Wer kennt sie nicht, diese Sprüche „Mistvieh, nie macht es das, was es machen soll!“. So, oder so ähnlich. Und oft auch schlimmer.
Erst letztens ist mir wieder so ein Spruch entgegen gekommen. Und das machte mich nachdenklich – hat man doch auch selber schon mal etwas in der Art gesagt oder aber zumindest gedacht, da nehme ich mich nicht raus. Und oft ist es doch so: Anstatt, dass wir bei uns Fehler suchen, muss erstmal ein anderer Sündenbock her: unser vierbeiniger Partner: stur, zickig, motivationslos, faul, ignorant, nicht bremsend und so weiter und so weiter. Na? Wer von euch kann sagen, dass wir unser ach so geliebtes Pferd nicht auch schonmal mit solchen Adjektiven geschmückt haben? Ich nicht.
Das mag bei vielen verpönt sein, aber ich nenne mein Pferd lieber liebevoll „Zicke“ oder „Glotzkuh“, als dass ich es anders herauslasse und meine Wut oder meinen Zorn am Pferd herauslasse. Das ist zum Glück schon Jahre her, dass ich das gemacht habe und dafür schäme ich mich. Ich habe zum Glück damals sofort einen Rüffel von meiner Mutter bekommen. Dafür danke ich ihr heute, auch wenn ich das damals total doof fand. Heutzutage lasse ich die Zügel lang und gehe lieber eine Runde ins Gelände, wenn mal wieder etwas nicht klappen möchte, was doch sonst immer funktioniert. Oder wenn der Sonnenfleck an der Bande kleine Peppers frisst. Oder vielleicht auch nur ein Sandkorn anders liegt als sonst.
Über die Weihnachtstage war eine gute Bekannte am Stall und hat mit Pepper etwas Handarbeit versucht. Klar, für den Hausgebrauch kann Pepper alles. Sie lässt sich willig führen, überholt nicht… ich komme halt einfach problemlos von A nach B.
Aber so einfach ist es dann ja doch nicht. Von der anderen Seite geführt werden? Für Pepper zunächst total seltsam, denn sonst soll sie doch immer rechts von mir laufen? Im ersten Moment habe ich lachend gesagt „Ganz schön doof, die Pepper.“ Aber natürlich ganz und gar nicht doof, sie hat es doch schließlich so viele Jahre anders gelernt.
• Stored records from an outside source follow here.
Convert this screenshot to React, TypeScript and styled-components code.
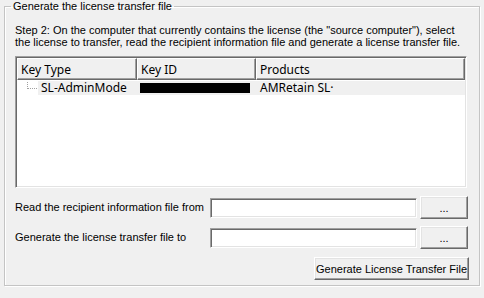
import styled, { createGlobalStyle } from "styled-components";

const GlobalStyle = createGlobalStyle`
  html, body {
    margin: 0;
    padding: 0;
    background: #f0f0f0;
  }
  body {
    font-family: "Liberation Sans", Arial, sans-serif;
    font-size: 11px;
    color: #000;
  }
`;

const Page = styled.div`
  width: 484px;
  height: 298px;
  padding: 0 4px;
  box-sizing: border-box;
`;

const GroupBox = styled.fieldset`
  margin: 0;
  padding: 0 10px 3px 10px;
  border: 1px solid #c4c4c4;
  box-shadow: inset 1px 1px 0 #fff, 1px 1px 0 #fff;
  height: 286px;
  box-sizing: border-box;
  display: flex;
  flex-direction: column;
`;

const Legend = styled.legend`
  margin-left: -4px;
  padding: 0 2px;
  font-size: 11px;
  line-height: 13px;
`;

const Intro = styled.p`
  margin: 11px 0 0 0;
  line-height: 12px;
`;

const ListView = styled.div`
  margin: 8px 2px 0 0;
  height: 132px;
  box-sizing: border-box;
  background: #fff;
  border-style: solid;
  border-width: 1px;
  border-color: #a0a0a0 #fff #fff #a0a0a0;
  box-shadow: inset 1px 1px 0 #696969, inset -1px -1px 0 #e3e3e3;
  padding: 1px;
  font-family: "Noto Sans", "Open Sans", sans-serif;
  font-size: 12px;
`;

const HeaderRow = styled.div`
  display: grid;
  grid-template-columns: 120px 119px 1fr;
  height: 22px;
`;

const HeaderCell = styled.div`
  display: flex;
  align-items: center;
  padding-left: 3px;
  background: #f0f0f0;
  border-style: solid;
  border-width: 1px;
  border-color: #fff #696969 #696969 #fff;
  box-shadow: inset -1px -1px 0 #a0a0a0;
`;

const Row = styled.div`
  display: grid;
  grid-template-columns: 120px 119px 1fr;
  height: 14px;
  margin-top: 1px;
  line-height: 14px;
`;

const TreeCell = styled.div`
  display: flex;
  align-items: center;
`;

const TreeLine = styled.span`
  width: 9px;
  height: 6px;
  margin: -5px 0 0 10px;
  border-left: 1px dotted #a0a0a0;
  border-bottom: 1px dotted #a0a0a0;
`;

const Cell = styled.div<{ $pad?: number }>`
  display: flex;
  align-items: center;
  background: #f0f0f0;
  padding-left: ${(p) => p.$pad ?? 3}px;
  height: 14px;
`;

const TreeCellText = styled(Cell)`
  flex: 1;
  margin-left: 1px;
`;

const Redacted = styled.span`
  width: 110px;
  height: 10px;
  background: #000;
`;

const FileGrid = styled.div`
  margin-top: 8px;
  display: grid;
  grid-template-columns: 192px 207px 48px;
  column-gap: 3px;
  row-gap: 7px;
  align-items: center;
`;

const Label = styled.label`
  line-height: 13px;
`;

const TextBox = styled.input`
  height: 20px;
  margin: 0;
  padding: 0 3px;
  box-sizing: border-box;
  background: #fff;
  border-style: solid;
  border-width: 1px;
  border-color: #a0a0a0 #fff #fff #a0a0a0;
  box-shadow: inset 1px 1px 0 #696969, inset -1px -1px 0 #e3e3e3;
  font: inherit;
  outline: none;
`;

const Button = styled.button<{ $width?: number }>`
  height: 23px;
  width: ${(p) => (p.$width ? `${p.$width}px` : "auto")};
  margin: 0;
  padding: 0;
  background: #f0f0f0;
  border-style: solid;
  border-width: 1px;
  border-color: #fff #696969 #696969 #fff;
  box-shadow: inset -1px -1px 0 #a0a0a0, inset 1px 1px 0 #e3e3e3;
  font: inherit;
  color: #000;
`;

const Footer = styled.div`
  margin-top: 8px;
  display: flex;
  justify-content: flex-end;
`;

export default function App() {
  return (
    <Page>
      <GlobalStyle />
      <GroupBox>
        <Legend>Generate the license transfer file</Legend>
        <Intro>
          Step 2: On the computer that currently contains the license (the "source computer"), select
          <br />
          the license to transfer, read the recipient information file and generate a license transfer file.
        </Intro>
        <ListView>
          <HeaderRow>
            <HeaderCell>Key Type</HeaderCell>
            <HeaderCell>Key ID</HeaderCell>
            <HeaderCell>Products</HeaderCell>
          </HeaderRow>
          <Row>
            <TreeCell>
              <TreeLine />
              <TreeCellText>SL-AdminMode</TreeCellText>
            </TreeCell>
            <Cell>
              <Redacted />
            </Cell>
            <Cell $pad={4}>AMRetain SL·</Cell>
          </Row>
        </ListView>
        <FileGrid>
          <Label>Read the recipient information file from</Label>
          <TextBox />
          <Button $width={48}>...</Button>
          <Label>Generate the license transfer file to</Label>
          <TextBox />
          <Button $width={48}>...</Button>
        </FileGrid>
        <Footer>
          <Button $width={155}>Generate License Transfer File</Button>
        </Footer>
      </GroupBox>
    </Page>
  );
}
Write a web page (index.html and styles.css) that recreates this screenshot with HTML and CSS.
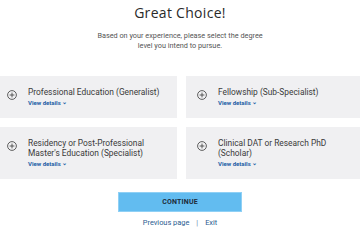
FILE: index.html
```html
<!DOCTYPE html>
<html>
<head>
<meta charset="utf-8">
<link rel="stylesheet" href="styles.css">
</head>
<body>
<main class="page">
  <h1 class="title">Great Choice!</h1>
  <p class="lead">Based on your experience, please select the degree<br>level you intend to pursue.</p>
  <div class="grid">
    <div class="card">
      <span class="plus"><svg viewBox="0 0 10 10" width="10" height="10"><circle cx="5" cy="5" r="4.4" fill="none" stroke="#3a3a3a" stroke-width="0.8"/><path d="M5 2.6V7.4M2.6 5H7.4" stroke="#3a3a3a" stroke-width="0.8"/></svg></span>
      <div class="body">
        <div class="name">Professional Education (Generalist)</div>
        <a class="details">View details <span class="chev">⌄</span></a>
      </div>
    </div>
    <div class="card">
      <span class="plus"><svg viewBox="0 0 10 10" width="10" height="10"><circle cx="5" cy="5" r="4.4" fill="none" stroke="#3a3a3a" stroke-width="0.8"/><path d="M5 2.6V7.4M2.6 5H7.4" stroke="#3a3a3a" stroke-width="0.8"/></svg></span>
      <div class="body">
        <div class="name">Fellowship (Sub-Specialist)</div>
        <a class="details">View details <span class="chev">⌄</span></a>
      </div>
    </div>
    <div class="card">
      <span class="plus"><svg viewBox="0 0 10 10" width="10" height="10"><circle cx="5" cy="5" r="4.4" fill="none" stroke="#3a3a3a" stroke-width="0.8"/><path d="M5 2.6V7.4M2.6 5H7.4" stroke="#3a3a3a" stroke-width="0.8"/></svg></span>
      <div class="body">
        <div class="name">Residency or Post-Professional<br>Master's Education (Specialist)</div>
        <a class="details">View details <span class="chev">⌄</span></a>
      </div>
    </div>
    <div class="card">
      <span class="plus"><svg viewBox="0 0 10 10" width="10" height="10"><circle cx="5" cy="5" r="4.4" fill="none" stroke="#3a3a3a" stroke-width="0.8"/><path d="M5 2.6V7.4M2.6 5H7.4" stroke="#3a3a3a" stroke-width="0.8"/></svg></span>
      <div class="body">
        <div class="name">Clinical DAT or Research PhD<br>(Scholar)</div>
        <a class="details">View details <span class="chev">⌄</span></a>
      </div>
    </div>
  </div>
  <button class="cta">CONTINUE</button>
  <nav class="links">
    <a>Previous page</a><span class="sep">|</span><a>Exit</a>
  </nav>
</main>
</body>
</html>
```

FILE: styles.css
```css
html, body {
  margin: 0;
  padding: 0;
  background: #fff;
  overflow: hidden;
}
body {
  width: 360px;
  height: 241px;
  font-family: Roboto, "Liberation Sans", sans-serif;
}
.page {
  display: flex;
  flex-direction: column;
  align-items: center;
}
.title {
  margin: 3px 0 0;
  font-family: "Open Sans", sans-serif;
  font-weight: 400;
  font-size: 14px;
  line-height: 20px;
  color: #2a2a2a;
  letter-spacing: 0.3px;
}
.lead {
  margin: 8px 0 0;
  font-size: 7.3px;
  line-height: 10px;
  color: #555;
  text-align: center;
}
.grid {
  margin-top: 25px;
  align-self: flex-start;
  margin-left: -4px;
  width: 371px;
  display: grid;
  grid-template-columns: 181px 181px;
  column-gap: 9px;
  row-gap: 9px;
}
.card {
  background: #f0f0f2;
  display: flex;
  align-items: flex-start;
  padding: 11px 10px 11px 11px;
}
.plus {
  flex: none;
  width: 10px;
  height: 10px;
  margin-top: 3px;
  margin-right: 11px;
  display: block;
}
.plus svg { display: block; }
.body {
  display: flex;
  flex-direction: column;
}
.name {
  font-size: 8.4px;
  line-height: 10px;
  color: #3a3a3a;
}
.details {
  margin-top: 2px;
  font-size: 6px;
  line-height: 8px;
  font-weight: 700;
  color: #1d5fa6;
}
.chev {
  font-size: 6px;
  position: relative;
  top: -1px;
}
.cta {
  margin-top: 13px;
  width: 124px;
  height: 20px;
  border: 1px solid #8fd0f5;
  background: #62bcf0;
  font-family: Roboto, sans-serif;
  font-weight: 700;
  font-size: 7px;
  color: #1d2b3a;
  letter-spacing: 0.2px;
  padding: 0;
}
.links {
  margin-top: 6px;
  font-size: 7.4px;
  line-height: 10px;
  color: #2a5b8f;
  display: flex;
  gap: 7px;
}
.sep { color: #6a87a8; }
```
Sie hat es schlicht und ergreifend erstmal nicht verstanden und hat deswegen immer wieder versucht, ihren Körper auf die andere Seite zu mogeln. Also wurde immer wieder neu angesetzt, man hat Pepper förmlich denken sehen und dann war es auch in Ordnung.
Oder heute beim Reiten: Durch ihren Körperbau und ihre Eigenschaft, immer alles richtig machen zu wollen, klappt der Außengalopp nicht so, wie ich es gerne hätte. Aber kann ich sie als doof bezeichnen, wenn sie doch im Parcours gelobt wird, wenn sie selbstständig den Galopp wechselt? Warum ist es dann verkehrt, wenn sie in der dressurmäßigen Arbeit bei einem Handwechsel auch sofort einen fliegenden Wechsel springt? Auch wenn ich mich noch so sehr bemühe, mein Gewicht nicht zu verlagern?
Nein, ich kann ihr nicht böse sein und versuche durch andere Hufschlagfiguren den Außengalopp zu erhalten, bis es dann zum Ende hin auch klappt. Sie also verstanden hat, dass nicht immer ein fliegender Wechsel erwünscht ist.
Und trotzdem. Manchmal nenne ich sie liebevoll „meine Glotzkuh“ und kann ihr aber trotzdem nicht böse sein, wenn sie 20 mal an der Decke auf der Bande vorbeiläuft und sie auf einmal ganz schrecklich ist, obwohl wir sie doch zusammen dort abgelegt haben. Ich glaube, wenn sie das ablegen würde, würde ich mir auch Gedanken machen. Vielleicht versteht Sie irgendwann auch, dass Decken an der Bande keine Pepper-fressende-Monster sind. Ich gebe die Hoffnung nicht auf!